Using a performance model we initially quantified the potential performance improvements of the hierarchical wavefront by exploring the key parameters of: computation performance, communication performance, and system-scale. Performance improvements were shown to be possible for systems that had large inter-domain communication costs in comparison to the computation performance on a single processor-core and to intra-domain communication costs. The analysis also showed that it is only at large system-scales that performance improvements would occur.

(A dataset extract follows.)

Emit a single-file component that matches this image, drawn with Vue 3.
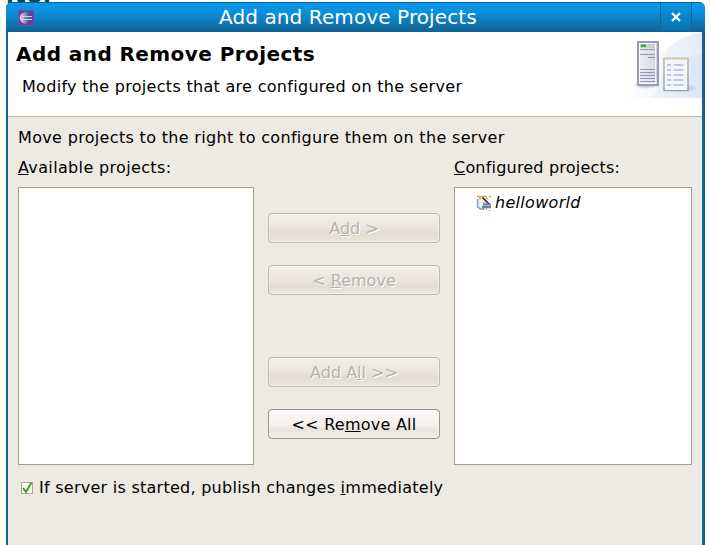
<script setup>
const vents = [38.5, 41.5, 44.5, 47.5, 50.5]
const rows = [33, 38, 43, 48, 53]
</script>

<template>
  <div class="desktop">
    <div class="behind">itor</div>
    <section class="window">
      <header class="titlebar">
        <svg class="app-icon" width="16" height="16" viewBox="0 0 16 16">
          <defs>
            <linearGradient id="orb" x1="0" x2="1">
              <stop offset="0" stop-color="#f5d6df" />
              <stop offset=".4" stop-color="#a99bcf" />
              <stop offset="1" stop-color="#2b2477" />
            </linearGradient>
          </defs>
          <rect width="16" height="16" fill="#5848a4" />
          <rect x=".5" y=".5" width="15" height="15" fill="none" stroke="#6e50ac" />
          <circle cx="7.500" cy="8" r="5.800" fill="url(#orb)" />
          <path d="M3 6.500h11M3 9.500h11" stroke="#c5d5ee" stroke-width="1" />
          <path d="M6 8h8" stroke="#6a66ad" stroke-width="1.200" />
        </svg>
        <h1 class="title"><span>Add and Remove Projects</span></h1>
        <button class="close" aria-label="Close">
          <svg width="10" height="10" viewBox="0 0 10 10"><path d="M1 1l8 8M9 1l-8 8" stroke="#fff" stroke-width="2.200" /></svg>
        </button>
      </header>

      <div class="banner">
        <div class="banner-text">
          <h2>Add and Remove Projects</h2>
          <p>Modify the projects that are configured on the server</p>
        </div>
        <svg class="art" width="75" height="66" viewBox="0 0 75 66">
          <defs>
            <linearGradient id="sweep" x1="0" x2="1">
              <stop offset="0" stop-color="#fff" />
              <stop offset="1" stop-color="#dbe3f5" />
            </linearGradient>
            <linearGradient id="sweep2" x1="0" x2="1">
              <stop offset="0" stop-color="#edf1fa" />
              <stop offset="1" stop-color="#d9e2f5" />
            </linearGradient>
            <linearGradient id="tower" x1="0" x2="1">
              <stop offset="0" stop-color="#f0f0f6" />
              <stop offset="1" stop-color="#d3d4e2" />
            </linearGradient>
            <radialGradient id="shade">
              <stop offset="0" stop-color="#8c87a5" stop-opacity=".8" />
              <stop offset="1" stop-color="#a9a5bd" stop-opacity="0" />
            </radialGradient>
          </defs>
          <path d="M75 0C52 4 34 17 29 36C20 48 9 58 0 66H75Z" fill="url(#sweep)" opacity=".75" />
          <path d="M75 22C52 24 34 40 26 66H75Z" fill="url(#sweep2)" opacity=".65" />
          <ellipse cx="19" cy="53" rx="14" ry="4" fill="url(#shade)" />
          <ellipse cx="54" cy="56" rx="17" ry="5" fill="url(#shade)" />
          <rect x="11" y="10" width="20" height="43" fill="url(#tower)" stroke="#9a9aba" stroke-width="2" />
          <rect x="12.500" y="11.500" width="16" height="40" fill="none" stroke="#f7f7fc" />
          <rect x="13" y="12" width="15" height="4" fill="#c2d5cc" />
          <rect x="14" y="12.500" width="5" height="2.500" fill="#43a642" />
          <path d="M13 17.500h15M13 22.500h15" stroke="#9292b5" />
          <path d="M21 25.500h7" stroke="#8888ad" />
          <path v-for="y in vents" :key="y" :d="`M13 ${y - 1}h15`" stroke="#9494b8" />
          <rect x="37" y="26.500" width="24" height="32" fill="#f2f5fb" stroke="#8fa9a6" stroke-width="1.400" />
          <path d="M37 42V26.500h24v16" fill="none" stroke="#d8c4a5" stroke-width="1.400" />
          <path d="M38.500 28v29h21.500" fill="none" stroke="#fff" />
          <g v-for="y in rows" :key="y" fill="none">
            <path :d="`M40 ${y}h4`" stroke="#a9b6d5" stroke-width="1.600" />
            <path :d="`M46.500 ${y}h10`" stroke="#b0bad9" stroke-width="1.600" />
          </g>
        </svg>
      </div>

      <main class="content">
        <p class="intro">Move projects to the right to configure them on the server</p>
        <div class="picker">
          <div class="column left">
            <label><u>A</u>vailable projects:</label>
            <div class="list"></div>
          </div>
          <div class="actions">
            <button class="btn" disabled><span>A<u>d</u>d &gt;</span></button>
            <button class="btn" disabled><span>&lt; <u>R</u>emove</span></button>
            <button class="btn spaced" disabled><span>Add A<u>l</u>l &gt;&gt;</span></button>
            <button class="btn wide"><span>&lt;&lt; Re<u>m</u>ove All</span></button>
          </div>
          <div class="column right">
            <label><u>C</u>onfigured projects:</label>
            <div class="list">
              <div class="item">
                <svg width="16" height="16" viewBox="0 0 16 16">
                  <path d="M1 4L5 3H10L13 10V14H4L1 12Z" fill="#d9eaf9" />
                  <path d="M1.500 4v8l3 2h4" fill="none" stroke="#7799cb" stroke-width="1.300" />
                  <path d="M4 5h4v6H4z" fill="#fff" opacity=".7" />
                  <path d="M1 1.500h10M3 3.500h2M10 3.500h2M13 1.500h2" stroke="#d5a126" stroke-width="1.600" />
                  <path d="M6.500 2.500L14 10" stroke="#17213d" stroke-width="1.600" />
                  <path d="M7 9.500h8M6 12h9" stroke="#4d87c5" stroke-width="1.800" />
                  <path d="M7.500 7v9M10.500 7v9M13.500 9v7" stroke="#c48e45" stroke-width="1.300" stroke-dasharray="1.500 1.500" />
                </svg>
                <em>helloworld</em>
              </div>
            </div>
          </div>
        </div>
        <div class="check">
          <svg width="12" height="12" viewBox="0 0 12 12">
            <rect x=".5" y=".5" width="11" height="11" fill="#fff" stroke="#b3a595" />
            <path d="M2 6l3 4L10.500 .5" fill="none" stroke="#2cab0c" stroke-width="1.900" />
          </svg>
          <span>If server is started, publish changes <u>i</u>mmediately</span>
        </div>
      </main>
    </section>
  </div>
</template>

<style>
body { margin: 0; background: #fff; overflow: hidden; }
</style>

<style scoped>
* { box-sizing: border-box; }
.desktop { position: relative; width: 710px; height: 545px; padding: 2px 5px 0 6px; overflow: hidden; background: #fff; font-family: "DejaVu Sans", sans-serif; font-size: 16px; line-height: 20px; letter-spacing: .3px; font-variant-ligatures: none; color: #000; }
.behind { position: absolute; left: 6px; top: -18px; font-size: 23px; line-height: 26px; letter-spacing: .8px; font-weight: bold; color: #0b4562; }
h1, h2, p { margin: 0; font-weight: normal; white-space: nowrap; }
button { font: inherit; padding: 0; }
u { text-decoration: underline 1px; text-underline-offset: 1px; text-decoration-skip-ink: none; }
.window { position: relative; display: flex; flex-direction: column; width: 699px; height: 543px; background: #136294; border-radius: 6px 6px 0 0; overflow: hidden; }
.titlebar { display: flex; flex: none; height: 30px; background: linear-gradient(#0899ed, #0a91dd 30%, #116294); border-top: 1px solid #0a6396; }
.app-icon { margin: 7px 0 0 12px; flex: none; }
.title { flex: 1; padding-left: 185px; font-size: 20px; letter-spacing: .1px; line-height: 28px; color: #fff; }
.close { display: flex; align-items: center; justify-content: center; width: 32px; height: 28px; margin-right: 13px; border: solid #0b669b; border-width: 0 1px; background: linear-gradient(#0c96e3, #0871b0); }
.banner { display: flex; flex: none; justify-content: space-between; height: 85px; margin: 0 3px 0 2px; background: #fff; border-bottom: 1px solid #bfb6aa; }
.banner-text { padding: 11px 0 0 8px; }
h2 { font-size: 20px; letter-spacing: .43px; font-weight: bold; line-height: 23px; }
.banner-text p { padding: 11px 0 0 6px; }
.art { width: 75px; flex: none; }
.content { flex: 1; margin: 0 3px 0 2px; padding: 11px 10px 0; background: #edeae3; }
.intro { letter-spacing: .33px; }
.picker { display: flex; padding-top: 10px; }
.column { display: flex; flex-direction: column; gap: 9px; }
.left { width: 236px; }
.left label { letter-spacing: .35px; }
.right { width: 238px; }
.right label { letter-spacing: .2px; }
.list { height: 278px; background: #fff; border: 1px solid #a89d8d; }
.actions { display: flex; flex-direction: column; gap: 22px; width: 172px; margin: 55px 14px 0; }
.btn { display: flex; align-items: center; justify-content: center; height: 30px; padding-top: 2px; border: 1px solid #9b9087; border-radius: 4px; background: linear-gradient(#fcfbfa, #f2efeb 55%, #e9e3dc 70%, #f0ede7); color: #000; box-shadow: inset 0 0 0 1px #ffffff55; }
.btn:disabled { border-color: #c5b8aa; background: linear-gradient(#f2f0eb, #e9e4de 50%, #e3dbd2 72%, #eae6de); color: #b4b2af; text-shadow: 1px 1px #fff; }
.wide { letter-spacing: .25px; }
.spaced { margin-top: 40px; }
.item { display: flex; padding: 5px 0 0 21px; gap: 3px; align-items: center; }
.check { display: flex; align-items: center; gap: 6px; padding: 13px 0 0 3px; letter-spacing: .26px; }
</style>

An implementation of the hierarchical wave-front was made starting with an optimized implementation of Sweep3D for the cell. Results from both the standard and hierarchical versions obtained from the Roadrunner system at Los Alamos showed performance improvements when using more than 16K SPEs, with a maximum of 27% improvement observed on the 97,920 SPEs of the full system. These results were in agreement with the initial performance analysis which also indicated larger improvements are possible at even larger scale.
Though the hierarchical wave-front was tested in the hybrid Roadrunner system, the implementation was purely MPI based, using the Cell-Messaging-Layer. Thus, the approach is directly applicable to other large-scale multi-core systems that exhibit similar performance differences in their communication hierarchies. It could also be adapted to hybrid GPU systems but we expect that performance improvements would only result if there were sufficient available parallelism in the subgrid assigned to each processor-core. The algorithm could also be incorporated into auto-tuning frameworks that consider different optimizations for use at different processor-scales, guiding when and when not to use it.